Requirements ▸ Go through the listing below and list every line with "React".
++++
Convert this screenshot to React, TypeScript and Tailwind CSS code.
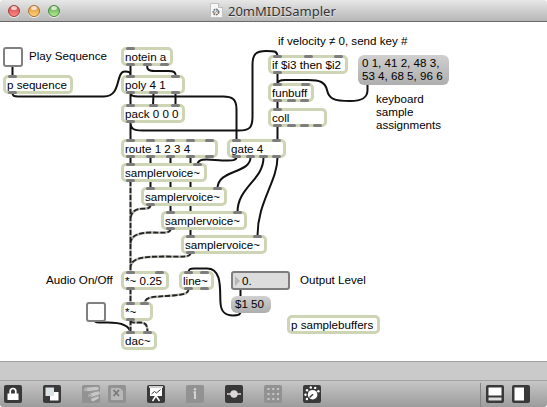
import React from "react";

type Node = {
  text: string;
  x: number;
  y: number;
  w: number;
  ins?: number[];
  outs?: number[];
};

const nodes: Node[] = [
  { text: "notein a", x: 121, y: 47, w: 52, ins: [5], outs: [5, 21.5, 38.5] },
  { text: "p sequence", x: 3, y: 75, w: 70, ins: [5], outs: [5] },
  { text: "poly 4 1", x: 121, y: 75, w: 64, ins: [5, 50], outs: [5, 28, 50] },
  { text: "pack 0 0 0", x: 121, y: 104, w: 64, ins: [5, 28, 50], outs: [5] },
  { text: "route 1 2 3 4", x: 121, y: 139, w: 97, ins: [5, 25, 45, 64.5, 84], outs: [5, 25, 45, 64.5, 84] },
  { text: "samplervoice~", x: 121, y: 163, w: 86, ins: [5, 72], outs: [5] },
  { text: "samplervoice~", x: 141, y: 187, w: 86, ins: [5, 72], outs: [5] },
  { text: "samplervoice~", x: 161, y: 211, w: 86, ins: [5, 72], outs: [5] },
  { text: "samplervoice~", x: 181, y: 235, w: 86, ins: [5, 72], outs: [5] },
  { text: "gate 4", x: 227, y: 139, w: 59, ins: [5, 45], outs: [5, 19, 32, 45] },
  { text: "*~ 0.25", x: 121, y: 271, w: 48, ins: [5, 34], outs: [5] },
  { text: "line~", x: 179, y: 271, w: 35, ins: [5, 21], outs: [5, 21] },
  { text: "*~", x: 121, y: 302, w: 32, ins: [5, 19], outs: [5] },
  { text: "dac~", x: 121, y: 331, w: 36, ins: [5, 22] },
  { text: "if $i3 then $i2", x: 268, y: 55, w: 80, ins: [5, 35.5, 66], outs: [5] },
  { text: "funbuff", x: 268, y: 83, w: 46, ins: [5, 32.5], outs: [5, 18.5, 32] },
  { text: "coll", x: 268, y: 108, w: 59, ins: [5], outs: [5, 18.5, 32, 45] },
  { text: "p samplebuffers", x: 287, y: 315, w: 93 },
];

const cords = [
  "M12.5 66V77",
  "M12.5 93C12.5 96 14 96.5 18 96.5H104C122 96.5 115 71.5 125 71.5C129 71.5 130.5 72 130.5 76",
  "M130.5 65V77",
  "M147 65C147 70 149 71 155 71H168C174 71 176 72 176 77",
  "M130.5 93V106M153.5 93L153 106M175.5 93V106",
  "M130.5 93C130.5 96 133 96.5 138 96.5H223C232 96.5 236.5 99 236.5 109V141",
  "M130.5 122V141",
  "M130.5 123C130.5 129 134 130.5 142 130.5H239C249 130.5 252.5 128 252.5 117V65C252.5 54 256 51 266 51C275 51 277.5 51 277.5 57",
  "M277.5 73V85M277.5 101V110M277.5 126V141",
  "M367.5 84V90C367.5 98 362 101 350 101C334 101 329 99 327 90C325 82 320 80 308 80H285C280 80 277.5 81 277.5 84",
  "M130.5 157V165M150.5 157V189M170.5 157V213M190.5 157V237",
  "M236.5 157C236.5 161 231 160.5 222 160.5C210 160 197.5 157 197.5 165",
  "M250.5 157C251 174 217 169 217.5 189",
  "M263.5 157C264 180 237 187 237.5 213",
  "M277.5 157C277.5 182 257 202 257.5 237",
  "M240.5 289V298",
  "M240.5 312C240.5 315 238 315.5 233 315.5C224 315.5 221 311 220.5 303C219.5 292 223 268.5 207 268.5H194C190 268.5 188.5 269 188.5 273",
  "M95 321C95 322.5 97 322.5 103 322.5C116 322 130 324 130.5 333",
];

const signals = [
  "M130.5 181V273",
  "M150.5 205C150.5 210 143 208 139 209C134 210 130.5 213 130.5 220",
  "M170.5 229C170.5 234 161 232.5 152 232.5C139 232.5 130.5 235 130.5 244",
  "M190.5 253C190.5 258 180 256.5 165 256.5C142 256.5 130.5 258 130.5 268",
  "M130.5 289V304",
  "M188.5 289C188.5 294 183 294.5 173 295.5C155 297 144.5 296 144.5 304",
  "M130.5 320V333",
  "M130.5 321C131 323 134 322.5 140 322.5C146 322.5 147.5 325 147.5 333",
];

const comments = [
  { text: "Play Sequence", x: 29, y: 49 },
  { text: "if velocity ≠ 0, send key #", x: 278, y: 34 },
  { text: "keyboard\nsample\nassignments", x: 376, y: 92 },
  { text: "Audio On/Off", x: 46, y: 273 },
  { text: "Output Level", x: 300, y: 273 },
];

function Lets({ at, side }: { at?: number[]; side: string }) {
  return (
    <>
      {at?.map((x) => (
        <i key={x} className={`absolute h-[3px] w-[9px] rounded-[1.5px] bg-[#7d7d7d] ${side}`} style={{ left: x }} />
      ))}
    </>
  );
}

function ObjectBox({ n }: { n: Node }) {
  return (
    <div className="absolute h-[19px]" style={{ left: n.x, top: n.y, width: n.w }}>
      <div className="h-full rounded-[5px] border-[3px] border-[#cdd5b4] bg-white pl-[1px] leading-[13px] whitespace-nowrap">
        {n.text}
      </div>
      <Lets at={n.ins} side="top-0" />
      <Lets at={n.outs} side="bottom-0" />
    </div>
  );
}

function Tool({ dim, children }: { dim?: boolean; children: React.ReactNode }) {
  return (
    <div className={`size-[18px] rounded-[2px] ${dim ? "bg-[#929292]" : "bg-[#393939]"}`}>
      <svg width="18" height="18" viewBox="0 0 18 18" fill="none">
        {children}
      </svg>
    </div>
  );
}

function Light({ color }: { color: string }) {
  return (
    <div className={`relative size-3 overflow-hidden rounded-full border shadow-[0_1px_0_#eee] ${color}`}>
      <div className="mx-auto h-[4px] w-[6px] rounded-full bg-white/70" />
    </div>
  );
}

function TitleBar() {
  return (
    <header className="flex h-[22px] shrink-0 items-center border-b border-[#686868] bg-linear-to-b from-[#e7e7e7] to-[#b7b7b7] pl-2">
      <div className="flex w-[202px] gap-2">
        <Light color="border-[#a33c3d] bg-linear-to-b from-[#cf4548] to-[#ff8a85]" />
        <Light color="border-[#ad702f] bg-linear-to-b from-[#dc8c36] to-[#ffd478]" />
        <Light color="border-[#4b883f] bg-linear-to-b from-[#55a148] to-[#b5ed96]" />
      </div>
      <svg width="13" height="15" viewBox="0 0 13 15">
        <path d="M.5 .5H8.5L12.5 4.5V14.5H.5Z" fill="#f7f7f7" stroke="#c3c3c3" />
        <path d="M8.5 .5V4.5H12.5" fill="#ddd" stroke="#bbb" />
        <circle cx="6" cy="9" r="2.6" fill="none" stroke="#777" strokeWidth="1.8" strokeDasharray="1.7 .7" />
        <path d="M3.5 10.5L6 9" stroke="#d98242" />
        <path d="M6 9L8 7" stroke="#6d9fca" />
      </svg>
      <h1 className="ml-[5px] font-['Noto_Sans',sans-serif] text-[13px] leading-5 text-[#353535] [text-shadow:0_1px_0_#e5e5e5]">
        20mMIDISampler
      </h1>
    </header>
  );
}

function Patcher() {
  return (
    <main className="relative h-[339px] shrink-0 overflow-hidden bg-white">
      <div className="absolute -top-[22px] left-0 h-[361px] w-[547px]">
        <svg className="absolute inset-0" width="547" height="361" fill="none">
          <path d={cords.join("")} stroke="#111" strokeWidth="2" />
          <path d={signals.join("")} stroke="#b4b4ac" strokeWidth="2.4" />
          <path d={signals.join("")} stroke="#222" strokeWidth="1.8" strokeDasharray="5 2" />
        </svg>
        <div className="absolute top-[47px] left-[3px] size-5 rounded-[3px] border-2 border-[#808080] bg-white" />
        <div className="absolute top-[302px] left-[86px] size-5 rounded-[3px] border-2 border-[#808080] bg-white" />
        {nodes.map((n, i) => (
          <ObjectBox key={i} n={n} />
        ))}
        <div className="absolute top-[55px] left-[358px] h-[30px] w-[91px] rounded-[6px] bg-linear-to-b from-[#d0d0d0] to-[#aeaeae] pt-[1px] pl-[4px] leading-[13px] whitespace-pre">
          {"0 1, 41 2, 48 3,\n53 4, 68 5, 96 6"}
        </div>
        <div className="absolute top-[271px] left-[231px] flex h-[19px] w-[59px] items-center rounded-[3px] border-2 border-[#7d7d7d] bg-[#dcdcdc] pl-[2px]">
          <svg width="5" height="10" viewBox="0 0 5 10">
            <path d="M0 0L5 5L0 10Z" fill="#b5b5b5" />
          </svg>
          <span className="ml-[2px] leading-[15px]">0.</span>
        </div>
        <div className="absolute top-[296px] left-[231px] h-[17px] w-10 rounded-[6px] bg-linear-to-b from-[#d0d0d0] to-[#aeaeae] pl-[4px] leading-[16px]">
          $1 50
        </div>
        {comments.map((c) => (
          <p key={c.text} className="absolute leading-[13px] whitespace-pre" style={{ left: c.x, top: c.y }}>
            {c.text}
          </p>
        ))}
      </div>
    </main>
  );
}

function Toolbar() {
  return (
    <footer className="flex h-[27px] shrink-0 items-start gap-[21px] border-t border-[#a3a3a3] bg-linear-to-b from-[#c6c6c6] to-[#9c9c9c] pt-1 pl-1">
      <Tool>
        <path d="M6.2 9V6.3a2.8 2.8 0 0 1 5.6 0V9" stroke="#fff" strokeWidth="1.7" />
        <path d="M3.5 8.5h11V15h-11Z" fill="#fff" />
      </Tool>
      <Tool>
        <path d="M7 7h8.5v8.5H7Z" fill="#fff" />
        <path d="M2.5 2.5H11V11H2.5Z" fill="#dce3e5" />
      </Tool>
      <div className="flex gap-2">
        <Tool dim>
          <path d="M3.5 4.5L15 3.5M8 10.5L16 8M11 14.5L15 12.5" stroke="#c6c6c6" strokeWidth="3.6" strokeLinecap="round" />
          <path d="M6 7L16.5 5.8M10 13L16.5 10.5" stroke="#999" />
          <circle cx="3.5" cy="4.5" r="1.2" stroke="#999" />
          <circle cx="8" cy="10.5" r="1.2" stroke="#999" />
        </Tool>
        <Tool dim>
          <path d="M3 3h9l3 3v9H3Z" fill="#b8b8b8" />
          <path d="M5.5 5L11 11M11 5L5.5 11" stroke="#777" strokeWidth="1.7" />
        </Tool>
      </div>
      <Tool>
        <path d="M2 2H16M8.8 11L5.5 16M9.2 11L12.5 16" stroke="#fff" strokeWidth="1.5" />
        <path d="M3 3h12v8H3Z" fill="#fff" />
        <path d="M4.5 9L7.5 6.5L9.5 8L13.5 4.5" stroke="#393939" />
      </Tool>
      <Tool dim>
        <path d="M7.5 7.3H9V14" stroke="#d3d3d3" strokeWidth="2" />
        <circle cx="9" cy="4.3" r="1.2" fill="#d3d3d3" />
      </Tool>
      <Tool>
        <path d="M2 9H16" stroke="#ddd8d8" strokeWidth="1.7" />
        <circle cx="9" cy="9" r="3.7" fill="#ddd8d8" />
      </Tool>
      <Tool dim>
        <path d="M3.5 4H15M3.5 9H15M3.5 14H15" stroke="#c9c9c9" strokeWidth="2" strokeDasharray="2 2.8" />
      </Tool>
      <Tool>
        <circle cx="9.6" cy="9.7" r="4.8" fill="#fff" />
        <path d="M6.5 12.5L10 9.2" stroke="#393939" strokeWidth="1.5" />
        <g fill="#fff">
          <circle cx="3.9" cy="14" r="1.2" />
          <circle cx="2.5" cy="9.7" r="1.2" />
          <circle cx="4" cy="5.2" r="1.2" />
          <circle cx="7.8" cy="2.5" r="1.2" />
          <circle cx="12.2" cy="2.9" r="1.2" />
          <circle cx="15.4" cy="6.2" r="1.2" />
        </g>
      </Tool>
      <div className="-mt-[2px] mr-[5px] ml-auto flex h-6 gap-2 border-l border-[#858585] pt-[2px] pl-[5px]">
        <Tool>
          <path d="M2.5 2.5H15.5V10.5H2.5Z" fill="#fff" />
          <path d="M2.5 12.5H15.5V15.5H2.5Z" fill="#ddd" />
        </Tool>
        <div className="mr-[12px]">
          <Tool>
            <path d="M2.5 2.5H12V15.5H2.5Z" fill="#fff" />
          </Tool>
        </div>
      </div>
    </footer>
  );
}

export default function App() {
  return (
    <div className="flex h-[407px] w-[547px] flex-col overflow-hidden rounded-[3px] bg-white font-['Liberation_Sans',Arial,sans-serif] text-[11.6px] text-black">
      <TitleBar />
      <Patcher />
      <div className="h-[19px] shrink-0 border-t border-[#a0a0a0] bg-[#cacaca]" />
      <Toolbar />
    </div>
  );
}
++++
Reply to the task ▸
Convert this screenshot to React, TypeScript and Tailwind CSS code.
import React from "react";
function Tool({ dim, children }: { dim?: boolean; children: React.ReactNode }) {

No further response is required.